As of 2020, approximately 40 million adults, or 18.1% percent of the adult population, in the United States suffer from anxiety disorders, making them the country’s most common mental health condition.
Nonetheless, only 36.9% of this population receive treatment . Traditionally, interventions such as pharmaceuticals, meditation and biofeedback have been used to treat anxiety disorders. However, recently, music has emerged as a powerful tool for controlling negative affective states, including stress and anxiety, due to its portability, accessibility, and unique ability to modulate mood . As a new potential therapy, there is still much to be explored in the realm of music-centered anxiety research. In particular, the majority of research appears to bias towards either self-reported data or physiological measurement, and rarely assesses these measures together. To address this deficiency, we designed our study using two methods of data collection: self-reported survey data and participants’ heart rate (HR) and electrodermal activity (EDA). We sought to investigate whether we could more effectively shift users’ affective state from anxious and stimulated to calm and relaxed by modulating musical parameters, including, tempo, rhythm, and instrumentation, of a provided music piece , .
In order to do so, we created an interactive musical interface, populated with fourteen 30-45 second long musical pieces specifically written for this experiment. Each musical fragment led into the next due to gradual changes in tempo, rhythm, and instrumentation. Following a stress-inducing task, we recorded HR and EDA, while participants in the intervention group were asked to navigate through the interface and participants in the control group were asked to remain seated, quiet and still. Physiological data was supported with periodic self-reported questionnaires pertaining to stress and anxiety.

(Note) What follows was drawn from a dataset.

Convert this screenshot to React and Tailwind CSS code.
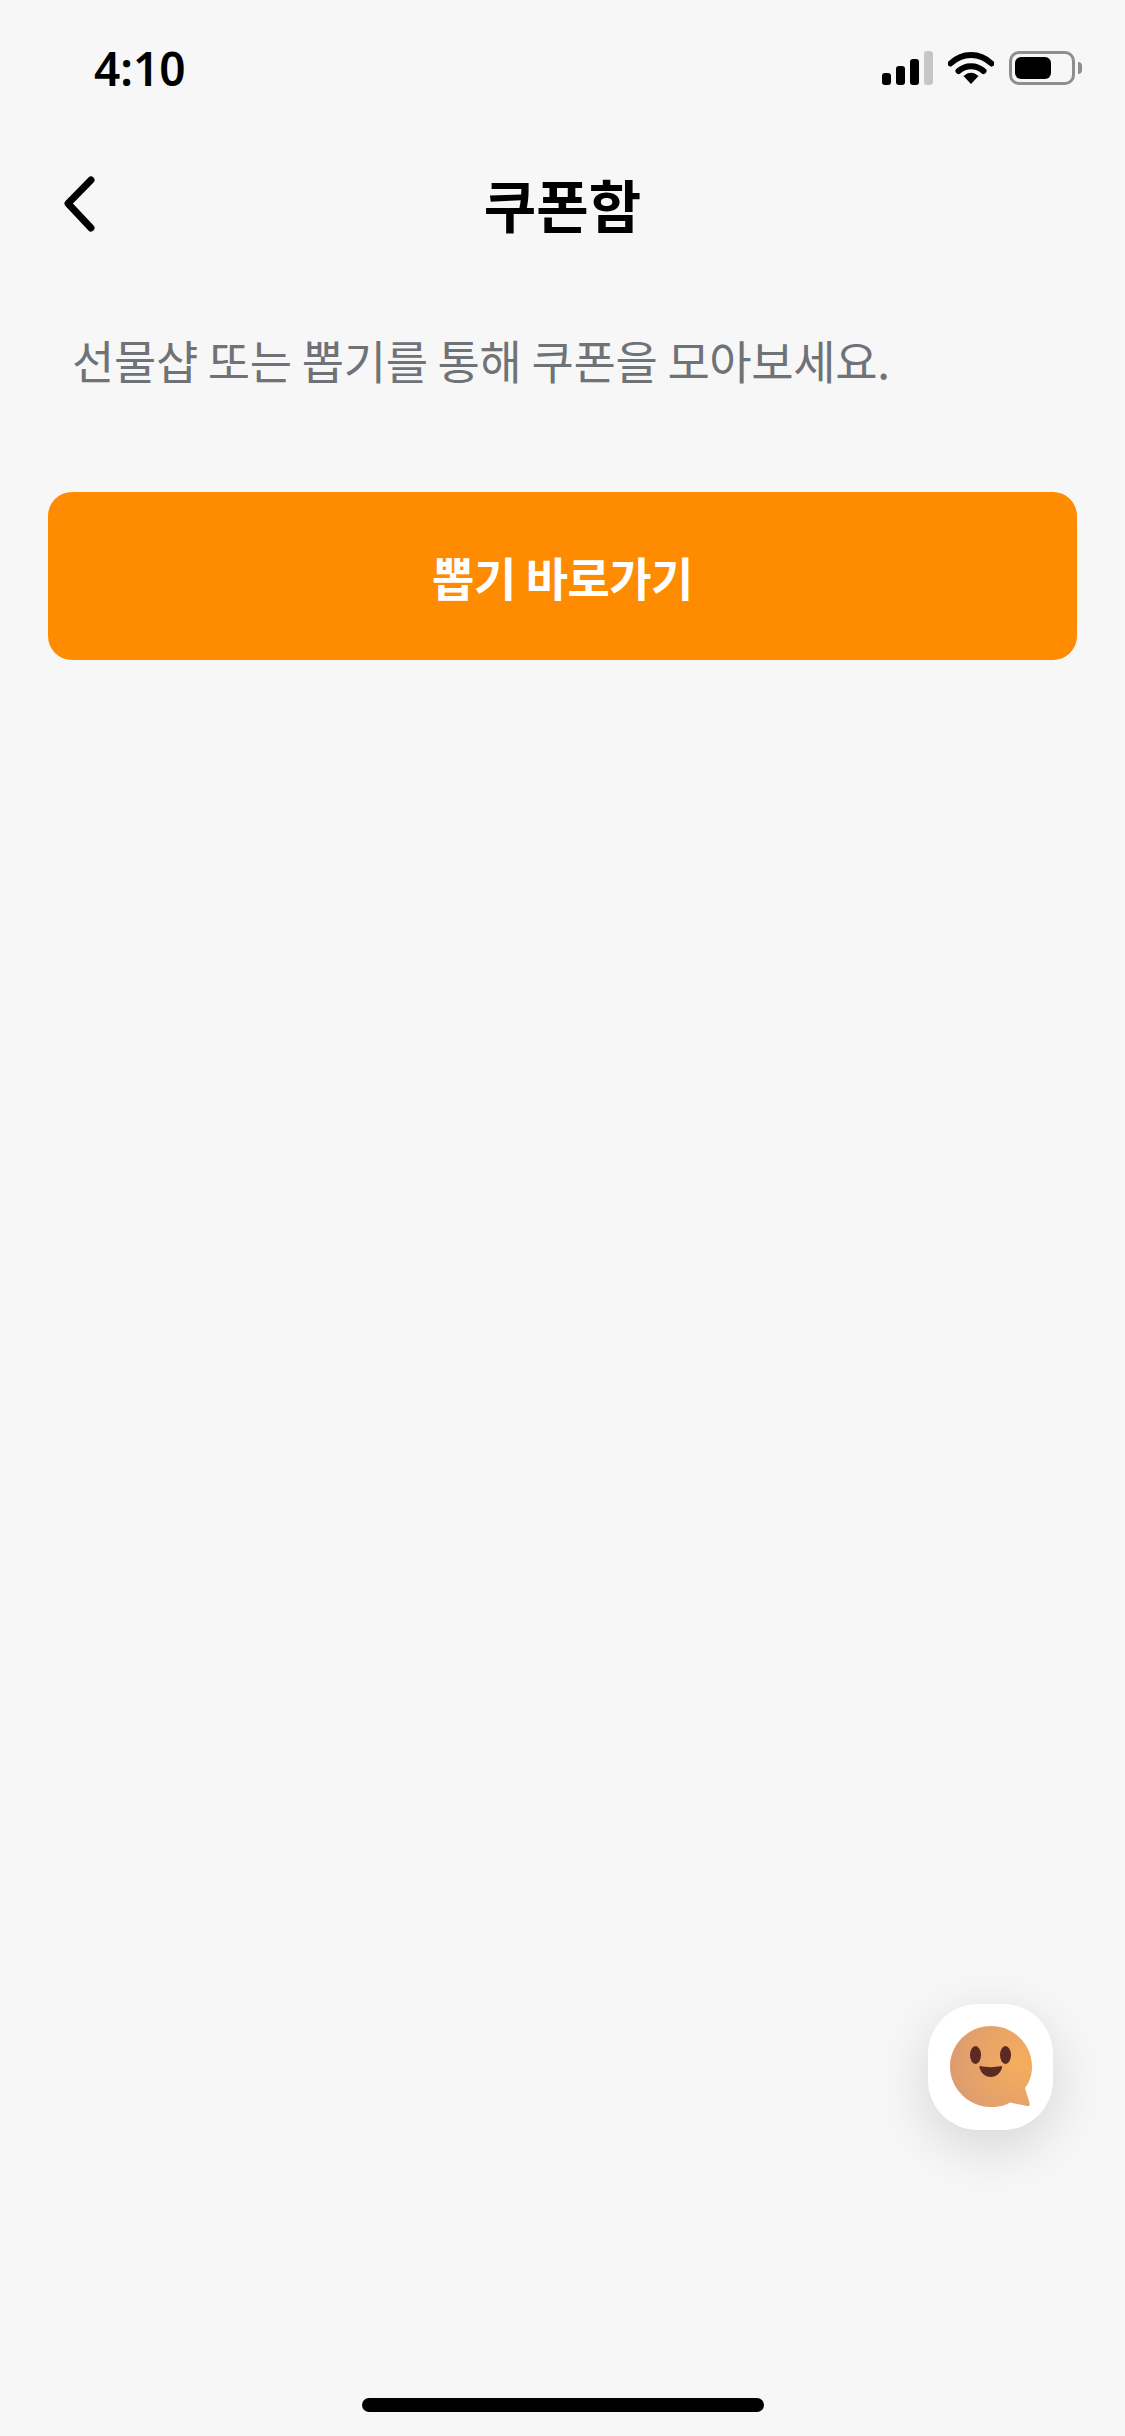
import React from "react";

const KR = { fontFamily: '"Noto Sans CJK KR", "Noto Sans", sans-serif' };

const StatusIcons = () => (
    <div className="flex items-center">
        <svg width="54" height="34" viewBox="0 0 54 34" className="mr-[12px]">
            <rect x="0" y="22" width="9" height="12" rx="3" fill="#000" />
            <rect x="14" y="15" width="9" height="19" rx="3" fill="#000" />
            <rect x="28" y="8" width="9" height="26" rx="3" fill="#000" />
            <rect x="42" y="0" width="9" height="34" rx="3" fill="#c6c6c6" />
        </svg>
        <svg width="46" height="34" viewBox="0 0 46 34" className="mr-[15px]">
            <path d="M2.5 12.5 C14 1 32 1 43.5 12.5" fill="none" stroke="#000" strokeWidth="6" strokeLinecap="round" />
            <path d="M10.5 20 C17.5 13.5 28.5 13.5 35.5 20" fill="none" stroke="#000" strokeWidth="6" strokeLinecap="round" />
            <path d="M15.5 25 C20.5 20.5 25.5 20.5 30.5 25 L23 33 Z" fill="#000" />
        </svg>
        <div className="flex items-center">
            <div className="w-[66px] h-[34px] rounded-[10px] border-[3px] border-[#8e8e8e] p-[3px]">
                <div className="w-[36px] h-full rounded-[6px] bg-black" />
            </div>
            <div className="w-[4px] h-[12px] ml-[3px] rounded-r-full bg-[#8e8e8e]" />
        </div>
    </div>
);

const ChatFace = () => (
    <svg width="88" height="88" viewBox="0 0 88 88">
        <defs>
            <radialGradient id="face" cx="0.85" cy="0.45" r="0.95">
                <stop offset="0" stopColor="#f6ad5c" />
                <stop offset="1" stopColor="#d99a72" />
            </radialGradient>
        </defs>
        <path
            d="M41 1 C63.5 1 82 19 82 41.5 C82 50 80 56 75 63 L79.5 78 C80 80.5 79 81.5 77 81 L60 77.5 C55 80.5 50 82 41 82 C18.5 82 0 63.5 0 41.5 C0 19 18.5 1 41 1 Z"
            fill="url(#face)"
        />
        <ellipse cx="25.500" cy="30" rx="5.500" ry="9" fill="#5a2a23" />
        <ellipse cx="55.500" cy="30" rx="5.500" ry="9" fill="#5a2a23" />
        <path d="M30.500 41 C36 42.500 45 42.500 51 41 C52 41 52.500 42 52 43 C50 49 45.500 52 41 52 C36 52 31.500 49 29.500 43 C29 42 29.500 41 30.500 41 Z" fill="#5a2a23" />
    </svg>
);

export default function App() {
    return (
        <div className="relative flex flex-col w-[1125px] h-[2436px] bg-[#f7f7f7] overflow-hidden" style={KR}>
            <div className="flex items-center justify-between h-[68px] mt-[34px] pl-[94px] pr-[43px]">
                <span className="text-[46px] leading-none font-semibold text-black" style={{ fontFamily: '"Noto Sans", sans-serif' }}>4:10</span>
                <StatusIcons />
            </div>

            <div className="relative flex items-center justify-center h-[96px] mt-[53px]">
                <svg width="34" height="58" viewBox="0 0 34 58" className="absolute left-[62px] top-[20px]">
                    <path d="M29 5 L6 28.500 L29 53" fill="none" stroke="#000" strokeWidth="7" strokeLinecap="round" strokeLinejoin="round" />
                </svg>
                <h1 className="text-[57px] leading-none font-bold text-black">쿠폰함</h1>
            </div>

            <p className="mt-[78px] pl-[72px] text-[46px] leading-[60px] font-normal text-[#6f7276] tracking-[-0.35px]">
                선물샵 또는 뽑기를 통해 쿠폰을 모아보세요.
            </p>

            <button className="flex items-center justify-center h-[168px] mx-[48px] mt-[103px] rounded-[24px] bg-[#ff8c00] text-[46px] font-bold text-white tracking-[-0.5px]">
                뽑기 바로가기
            </button>

            <div className="mt-auto mb-[24px] self-center w-[402px] h-[14px] rounded-full bg-black" />

            <div className="absolute left-[928px] top-[2004px] flex items-center justify-center w-[125px] h-[126px] rounded-[50px] bg-white shadow-[0_16px_56px_rgba(0,0,0,0.14)]">
                <div className="ml-[6px] mt-[4px]">
                    <ChatFace />
                </div>
            </div>
        </div>
    );
}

Despite the fact that participants' pre-study stress was reportedly higher in the control group, there was no significant difference in reported stress between both groups after the stressor task. At the end of the experiment, participants in the intervention group reported significantly less stress than participants in the control group. Physiological results were promising as well, though not as clear-cut, and must be considered alongside a discussion of our experimental design.